As a young boy, I would cry easily.
My teacher at infant school would just have to raise her voice at me a little bit, chastising me for daydreaming or some other trivial misdemeanour, and I would feel the tears rising, while at the same time trying desperately to restrain them.
I would try to hold them back because I knew it was not cool to cry and could warrant teasing from the other children about being a “cry baby.” At this time of my life and for pretty much all of my childhood, I wanted to be invisible. I didn’t want to be noticed, and I certainly didn’t want any attention from the school bullies.

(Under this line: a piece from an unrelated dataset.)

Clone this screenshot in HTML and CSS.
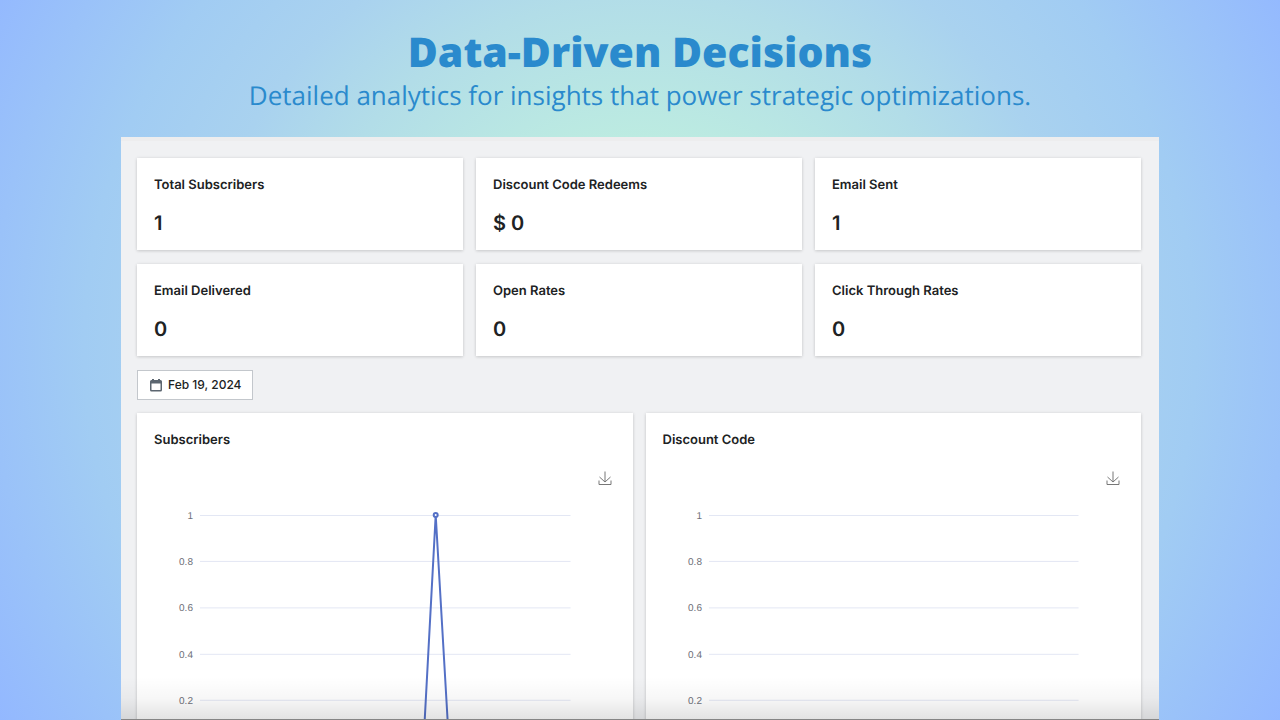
FILE: index.html
```html
<!DOCTYPE html>
<html lang="en">
<head>
<meta charset="utf-8">
<meta name="viewport" content="width=device-width, initial-scale=1">
<title>Data-Driven Decisions</title>
<link rel="stylesheet" href="styles.css">
</head>
<body>
<header class="hero">
  <h1 class="hero-title">Data-Driven Decisions</h1>
  <p class="hero-text">Detailed analytics for insights that power strategic optimizations.</p>
</header>
<main class="panel">
  <section class="stats">
    <article class="card"><h2 class="card-title">Total Subscribers</h2><p class="card-value">1</p></article>
    <article class="card"><h2 class="card-title">Discount Code Redeems</h2><p class="card-value">$ 0</p></article>
    <article class="card"><h2 class="card-title">Email Sent</h2><p class="card-value">1</p></article>
    <article class="card"><h2 class="card-title">Email Delivered</h2><p class="card-value">0</p></article>
    <article class="card"><h2 class="card-title">Open Rates</h2><p class="card-value">0</p></article>
    <article class="card"><h2 class="card-title">Click Through Rates</h2><p class="card-value">0</p></article>
  </section>
  <button class="date-button" type="button">
    <svg class="date-icon" viewBox="0 0 12 13" aria-hidden="true">
      <path fill="#5c6670" fill-rule="evenodd" d="M2 0h2v1h4V0h2v1h.5A1.500 1.500 0 0 1 12 2.500v8.500a1.500 1.500 0 0 1-1.500 1.500h-9A1.500 1.500 0 0 1 0 11V2.500A1.500 1.500 0 0 1 1.500 1H2zM1.500 4.500v6c0 .4.2.6.6.6h7.800c.4 0 .6-.2.6-.6v-6z"/>
    </svg>
    <span>Feb 19, 2024</span>
  </button>
  <section class="charts">
    <article class="card chart-card">
      <h2 class="card-title">Subscribers</h2>
      <button class="download" type="button" aria-label="Download Subscribers chart">
        <svg class="download-icon" viewBox="0 0 14 15" aria-hidden="true"><path d="M7 .5v10.500M1.500 6L7 11l5.500-5M1 9.500v4h12v-4"/></svg>
      </button>
      <svg class="chart" viewBox="0 0 496 270" role="img" aria-label="Subscribers line chart">
        <path class="grid-line" d="M63 16.500H434M63 62.500H434M63 109H434M63 155.500H434M63 201.500H434"/>
        <g class="axis-label"><text x="56" y="20">1</text><text x="56" y="66">0.8</text><text x="56" y="112">0.6</text><text x="56" y="159">0.4</text><text x="56" y="205">0.2</text></g>
        <path class="series" d="M287 240L299 16L312 240"/>
        <circle class="point" cx="299" cy="16" r="2"/>
      </svg>
    </article>
    <article class="card chart-card">
      <h2 class="card-title">Discount Code</h2>
      <button class="download" type="button" aria-label="Download Discount Code chart">
        <svg class="download-icon" viewBox="0 0 14 15" aria-hidden="true"><path d="M7 .5v10.500M1.500 6L7 11l5.500-5M1 9.500v4h12v-4"/></svg>
      </button>
      <svg class="chart" viewBox="0 0 496 270" role="img" aria-label="Discount Code line chart">
        <path class="grid-line" d="M63 16.500H433M63 62.500H433M63 109H433M63 155.500H433M63 201.500H433"/>
        <g class="axis-label"><text x="56" y="20">1</text><text x="56" y="66">0.8</text><text x="56" y="112">0.6</text><text x="56" y="159">0.4</text><text x="56" y="205">0.2</text></g>
      </svg>
    </article>
  </section>
</main>
</body>
</html>
```

FILE: styles.css
```css
* { box-sizing: border-box; }
body {
  margin: 0;
  height: 100vh;
  overflow: hidden;
  display: flex;
  flex-direction: column;
  font-family: Inter, "Liberation Sans", sans-serif;
  text-rendering: geometricPrecision;
  color: #202223;
  background: radial-gradient(circle farthest-corner at 50% 48%, #c1f4db 0%, #bcebe1 28%, #b2dde8 47%, #a9d2ef 60%, #a1ccf3 75%, #93b8ff 100%);
}
h1, h2, p { margin: 0; }
.hero {
  padding: 24px 20px 0;
  text-align: center;
  color: #2a8acd;
  font-family: "Open Sans", sans-serif;
}
.hero-title { font-size: 41px; line-height: 56px; font-weight: 800; }
.hero-text { font-size: 26px; line-height: 30px; font-weight: 400; }
.panel {
  position: relative;
  flex: 1;
  min-height: 0;
  margin: 27px 121px 0;
  padding: 17px 18px 0 16px;
  overflow: hidden;
  background: #f0f1f3;
  border-top: 4px solid #ededee;
}
.panel::after {
  content: "";
  position: absolute;
  inset: auto 0 0;
  height: 42px;
  border-bottom: 1px solid #858585;
  background: linear-gradient(rgba(0, 0, 0, 0), rgba(0, 0, 0, 0.03) 50%, rgba(0, 0, 0, 0.11));
  pointer-events: none;
}
.stats {
  display: grid;
  grid-template-columns: repeat(3, 1fr);
  gap: 14px 13px;
}
.card {
  padding: 17px;
  background: #fff;
  box-shadow: 0 0 4px rgba(23, 24, 24, 0.06), 0 1px 3px rgba(0, 0, 0, 0.14);
}
.stats .card { padding-bottom: 14px; }
.card-title { font-size: 13px; line-height: 20px; font-weight: 600; }
.card-value { margin-top: 15px; font-size: 20px; line-height: 26px; font-weight: 600; }
.date-button {
  display: flex;
  align-items: center;
  gap: 6px;
  height: 30px;
  margin: 14px 0 13px;
  padding: 0 11px 0 12px;
  border: 1px solid #c3c7cc;
  background: #fff;
  color: #202223;
  font: 500 12px/16px Inter, "Liberation Sans", sans-serif;
}
.date-icon { width: 12px; height: 13px; }
.charts {
  display: grid;
  grid-template-columns: repeat(2, 1fr);
  gap: 13px;
}
.chart-card { padding: 17px 0 0; }
.chart-card .card-title { padding-left: 17px; }
.download {
  display: block;
  margin: 21px 21px 0 auto;
  padding: 0;
  border: 0;
  background: none;
}
.download-icon { display: block; width: 14px; height: 15px; fill: none; stroke: #777; stroke-width: 1; }
.chart { display: block; width: 100%; margin-top: 13px; }
.grid-line { stroke: #e3e7f4; stroke-width: 1; }
.axis-label { font: 10px "Liberation Sans", sans-serif; fill: #6e7079; text-anchor: end; }
.series { fill: none; stroke: #5470c6; stroke-width: 2; }
.point { fill: #fff; stroke: #5470c6; stroke-width: 2; }
```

At home, I remember my step mum shouting at me, and my tears would start falling and her mocking voice would demand that I stop or else she would give me something to cry about! My father was not physically violent, but I can also remember his jeers:
“Turning on the waterworks again?”
It’s no wonder that at some point I, like millions of other boys, learned that “big boys don’t cry.” And so we began to use the power of our minds and will, to halt a completely natural bodily response to an unpleasant situation.
The impact of this is becoming increasingly clear in the mental health epidemic rampaging through the male population of the western world and manifesting in an array of disturbing behaviours including an alarming increase in drug abuse, other addictions, and the rates of male suicide.
Research into the biological purpose of tears by biochemist William Frey suggests that when we cry we release toxins and stress hormones, which is why we often feel better after we have had “a good cry.” But the reality is that we only feel better after we have had a “good cry” if we believe that it is okay for us to cry.
If we believe that we are being weak or unmanly or pathetic, then we don’t feel good after we have cried. We may feel shame or embarrassment which would further limit our willingness to cry in the future. If men believe that it is not okay to cry and thereby release stress hormones, they end up self-shaming when they are already obviously having a hard time in the first place. So boys and men learned not to cry.
In my late 20s, I went to see a counsellor. I was unhappy, and I had addiction issues. My world felt as though it was falling apart. For the first time, I began talking about my childhood and almost immediately found myself covered head to toe with sore, red, itchy skin. I mention this because it evidences how our emotional state is directly connected to our physical bodies and vice versa.
At that point in my life, I had been suppressing and numbing all of my emotions including tears, through drug abuse. It had been many years since I had learned to stop crying, and when the counselling took the stopper out of my emotional bottle, all of my unexpressed emotions, that had been stored in my body for years, were released.
Slowly over time, I am learning to cry again. Emotions are like our internal weather, and when there is humidity in the air, what is needed is a thunderstorm. Crying is a welcome release that happens when I feel safe, and I always feel better, emptied out, and more peaceful after the clouds have broken and the tears have fallen—now that I’m at peace with being able to feel and express the full spectrum of emotions.
Imagine that you are walking in the park when you hear the sounds of someone crying. On closer inspection, you come across a little boy that is sitting on the floor with his head in hands sobbing. You have seen him before and know where he lives. You ask him if he is okay, and he looks up at you with big, sad eyes and a tear-streaked face. He just shrugs his shoulders and looks down at the ground.
How do you respond? Would you respond differently if it were a little girl?
Inside every man, there is a little boy like this one; a little boy who learned that when he felt sad it was best to hide away. If only girls were meant to cry, then we would be biologically designed differently. There are plenty of biological differences between men and women, but when a baby boy and a baby girl are distressed, they both cry. They both shed tears. The result of this crazy expectation that boys don’t cry is having a catastrophic effect on men around the world, our society, and our planet .
In essence, we are talking about the ability to express one’s emotions—to be real, to be raw, to be authentic and vulnerable. There is inherent stress and amount of energy required to maintain the façade of false strength and power while at the same time denying the full spectrum of what it is to be a human male.
When there is a build-up of stress it has to go somewhere. It will either get bottled up and begin to manifest as a physical illness like heart attacks or mental illness, or it will get expressed. But without guidance on how to make that epic journey back from the head to the heart, feelings are often expressed in distorted and toxic ways. Men get drunk and then the top comes off the bottled up emotions in anger, externally projected. How much violence toward women could be indirectly connected to the fact that we still perpetuate the insanity that big boys don’t cry?
In order to turn things around, we must first we admit that there is a problem. Then, we talk about it and devise the best steps forward. Each man has the choice to take responsibility for his inner child, to take care and look after the little boy, scared and ashamed and crying in the bushes. It may seem like a huge mountain to climb for many men, but if there is one thing that I have learned in my own epic journey back to authentic, healthy masculinity, it is that small positive steps repeated consistently, result in big changes.
It’s time for a new model of masculinity where men are given and can give themselves permission to feel the full spectrum of their emotions. The result will have a massive positive impact on every aspect of society, and I believe this shift is a key piece in creating a more beautiful world for our children and the generations to come.